Now consider Philosopher Christina Hoff Sommers example of how this does not work, from Greg Koukl : “One of my favorite anecdotes concerns a teacher in Newton, Massachusetts, who had attended numerous values clarification and was assiduously applying its techniques in her class.  The day came when her class of sixth graders announced that they valued cheating and wanted to be free to do it on their tests.  The teacher was very uncomfortable.  Her solution?  She told the children that since it was her class and since she was opposed to cheating, they were not free to cheat.  “In my class you must be honest, for I value honesty.  In other areas of your life you may be free to cheat.” [Sommers, Christina Hoff (Asso. Prof. of Philosophy, Clark University), “Teaching the Virtues,” reprinted in AFA Journal, January 1992, p. 15.]

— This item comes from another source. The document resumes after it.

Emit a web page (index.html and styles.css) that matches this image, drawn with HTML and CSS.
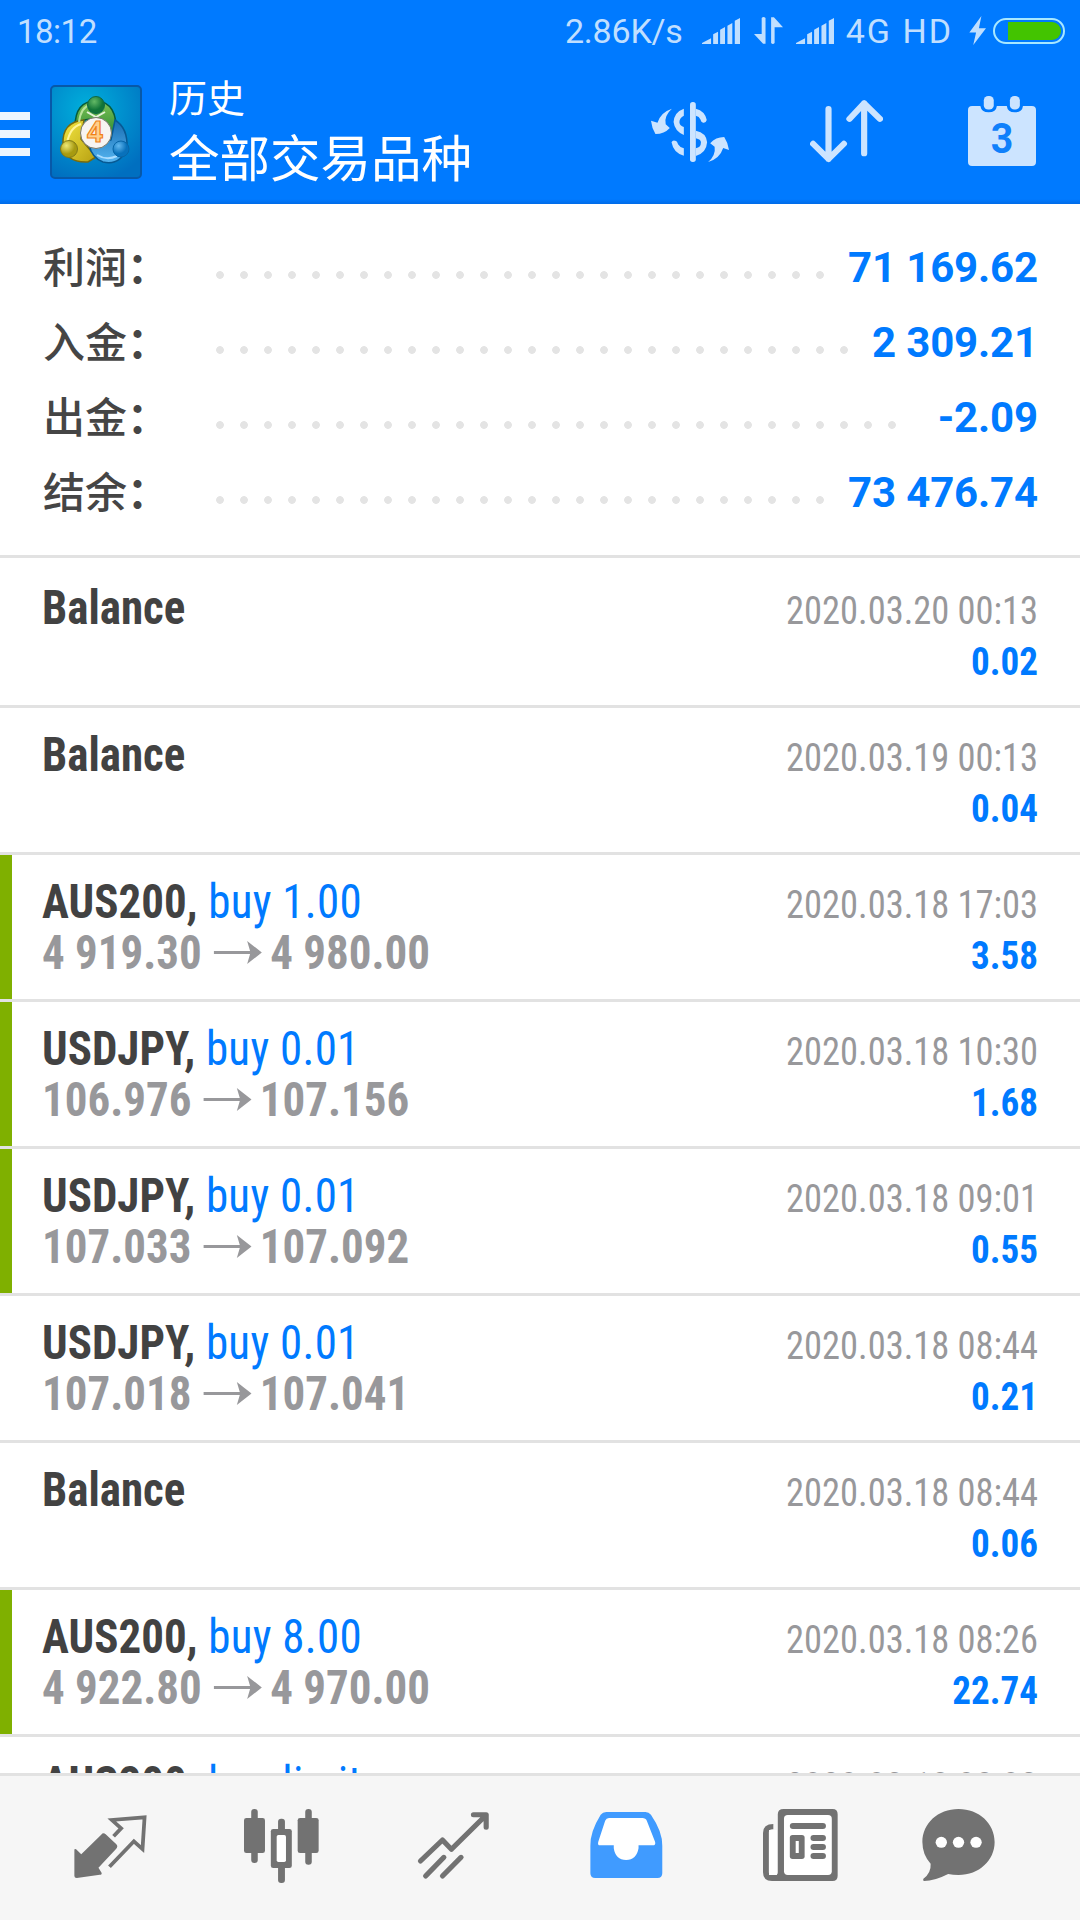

Ethical relativism has taken too strong of a grip in our academic world. Ratzinger called it the “Dictatorship of Relativism”.  The teacher in the above example, to avoid the dictatorship in ethics, becomes a dictator herself.

The extremes are relativism and ethical dogmatism –both need to be avoided.

I think wisdom requires us to know the difference.

Now the last thing I want, as a professor of ethics, is for my students to think that 1) they have the final say on what is right and wrong (which I call the fallacy of choice–where a person devolves into thinking that because he has a choice, any choice he makes is right or above critique merely because it is his choice) or 2) that I  (or any human in authority) has a monopoly or final say, is what is right or wrong.  It is much deeper and more profound than that. Asking the question, “who says this is right?” is not the right question, unless the answer is of course God. You cannot get higher than that author for He is the absolute absolute.

A better question is “what criteria are you using to evaluate whether this action is right?”

Now any fair professor will admit that we should not be imposing our own ethical or religious (or atheistic) points of views on our students. But neither should we be under the delusion that we can teach ethics objectively, because our students are not just listening to what we say (I doubt that sometimes) they are watching our lives, how we interact with others, with them, the drinks we drink in class, the little life stories we tell, whether we come late, etc.  Like it or not, we are role models for them.   Our very position dictates that we are–like it or not.

So why teach ethics?  Its not just so students can learn about moral theories, its about reaching the few, whose hearts are inclined toward the right, but just need the extra nudge to do it.  Its about teaching them to consider deeply the “why” questions.  Is what they think is right, right?  

It’s to critically evaluate what the implications are of ethical decisions they and their leaders make not only for their own lives, but for the world around them.

 Aristotle wrote that a good man is not one who does the good, but one who habitually does it.  And that does not happen in one class. For a full change in the heart, people need a new heart, and the university is not the place for that. Professor Clifford Orwin is right, they need a revival not a class.